アナログ電圧計の基礎知識:種類・構造・使い方まとめ
電圧計は、電気回路の電圧を測定するための基本的な計器です。アナログ指示計器として広く利用されており、回路の設計や保守に欠かせない存在です。本記事では、電圧計の測定原理、種類、構造、正しい使い方について詳しく解説します。
電圧計の測定方法
電圧を測定するには、以下のような方法が採用されています。
電位差計を用いる方法
測定対象回路から電流を取りません。 高精度な測定が可能ですが、実務用途には向きません。
電流計を用いる方法
感度の高い電流計を用いて、微小電流を測定し、オームの法則(V=IR)に基づいて電圧を算出します。 実用的かつ広く使用される方法ですが、測定対象の回路から電流をとるため回路に影響を与える可能性があります。
A/D変換器を用いる方法
デジタル計器に採用され、わずかな電流で高精度な測定が可能です。
アナログ指示計器の電圧計では、一般的に「電流計を用いる方法」が採用されています。
電圧計の種類
電圧計は動作原理によって分類され、用途に応じた選択が求められます。
1. 直流電圧計
感度の高い可動コイル形電流計と高抵抗(倍率器)を直列接続することで、直流電圧を測定します。
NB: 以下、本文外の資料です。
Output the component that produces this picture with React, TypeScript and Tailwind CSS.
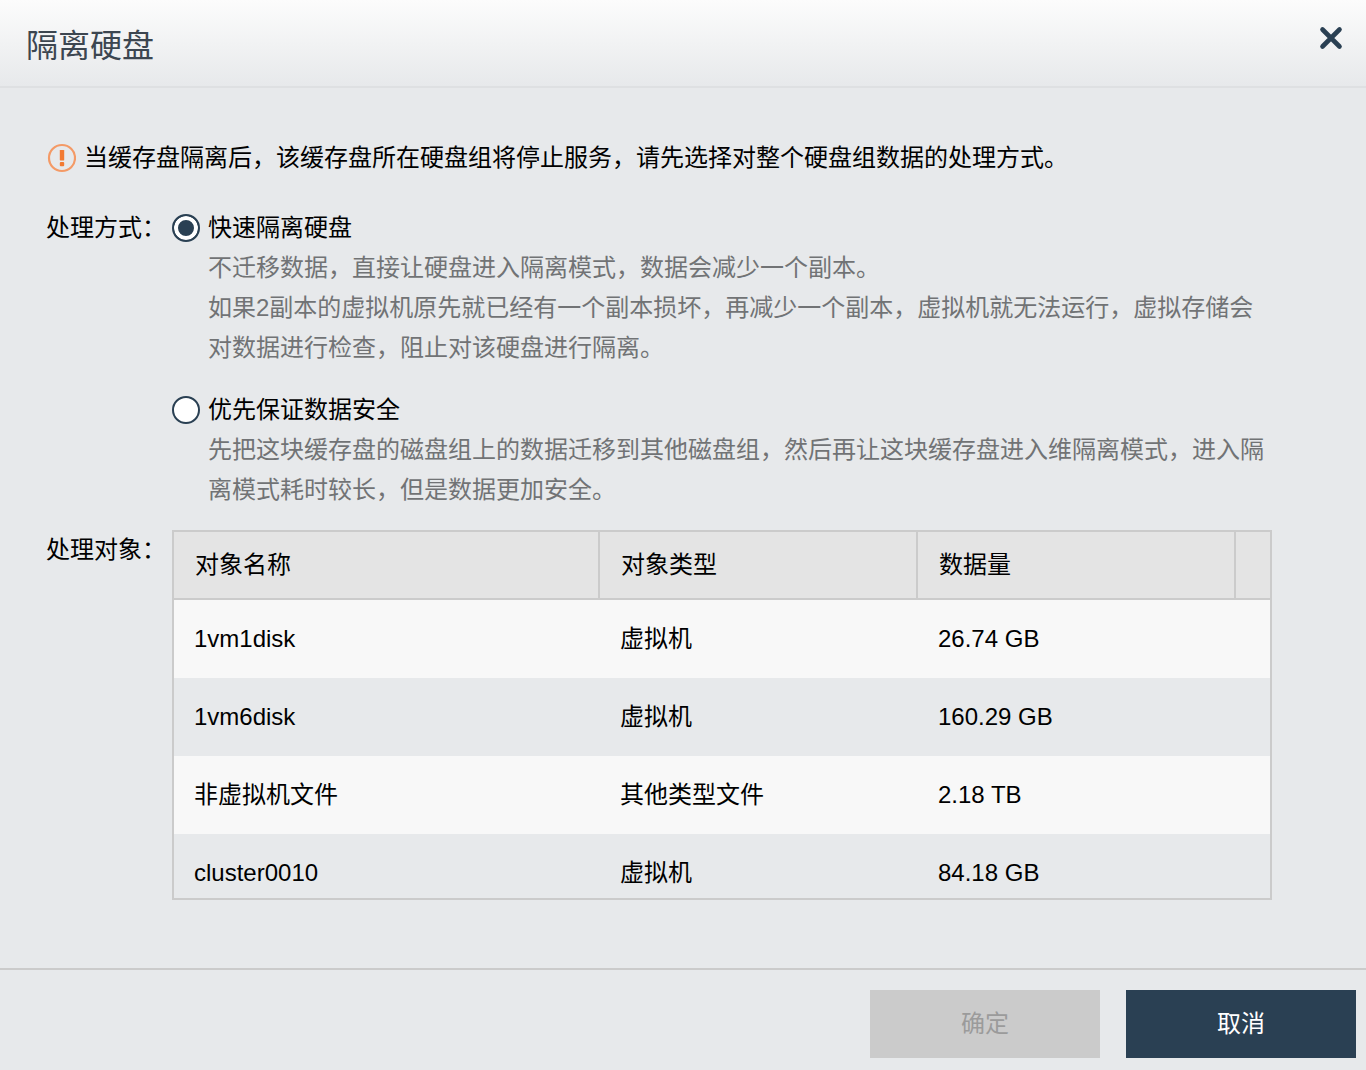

目盛は等間隔で、測定範囲を広げるための倍率器が組み込まれています。
2. 交流電圧計
交流をそのまま測定する方式と、交流を直流に変換して測定する方式があります。
整流形交流電圧計
ダイオードと可動コイル形電流計を組み合わせた構造です。低電圧での精度に課題がありますが、広範囲で使用されています。
可動鉄片形電圧計
商用電源周波数(45~65Hz)の交流電圧測定に適し、堅牢で安価です。
電流力計形電圧計
固定コイルと可動コイルを直列接続し、流れる電流の2乗に比例するトルクを利用します。直流から商用周波数程度まで対応します。
静電形電圧計
高電圧の測定に適しており、電圧を直接利用して駆動トルクを発生させます。
熱電形電圧計
高周波電圧を測定するために使用され、熱電対を利用して直流電圧に変換します。
電圧計の内部構造
1. 倍率器
倍率器は、高抵抗を電流計に直列接続することで測定範囲を拡大する部品です。たとえば、電流計の内部抵抗が10Ω、定格電流が1mAの場合、定格電圧は10mVとなります。この値では電圧計として使用するには不十分ですが、高抵抗の倍率器を加えることで計測可能な電圧を大幅に引き上げられます。
2. 内部抵抗
電圧計の内部抵抗は、電流計の抵抗と倍率器の抵抗の合計です。内部抵抗が高いほど、測定対象回路に影響を与えにくく、誤差の小さい測定が可能です。
電圧計の使い方
1. 回路への接続
電圧計は、測定対象回路の両端に並列に接続します。回路を切断する必要がなく、容易に測定できます。
2. 直流測定時の極性確認
直流電圧を測定する際には、電圧計の+端子と-端子を正しく接続する必要があります。極性を誤ると、指針が逆方向に振れたり、計器を破損する可能性があります。
3. 零位調整
使用前に、指針が0を指しているか確認します。ずれている場合には調整ネジを回して零位を合わせます。
4. レンジ選択
測定対象の電圧が不明な場合には、最も大きなレンジから測定を始め、適切なレンジに調整します。レンジを超える電圧が加わると計器が故障する恐れがあります。
5. 誤差への注意
電圧計は測定対象回路から微小な電流を取り込むため、内部抵抗の低い計器では測定誤差が大きくなります。高抵抗の電圧計を選択することで、この誤差を最小限に抑えることができます。
電圧計の測定誤差と対策
電圧計の測定誤差は、主に以下の要因によって生じます。
内部抵抗の影響
測定対象の抵抗値に対して電圧計の内部抵抗が小さいと、測定値に影響を与える可能性があります。
レンジの選択ミス
適切なレンジを選択しない場合、正確な測定ができなくなります。
指針の読み取りミス
倍率器を用いた計器では、目盛が複数段階になっているため、正しい目盛を確認する必要があります。
まとめ
電圧計は、電気回路の診断や設計、保守において欠かせない計測器です。用途や測定条件に応じて適切な種類を選び、正確に使用することで、電気回路の状態を把握しやすくなります。特に、内部抵抗の高い計器を選択することで、測定誤差を抑えつつ、正確なデータを取得できます。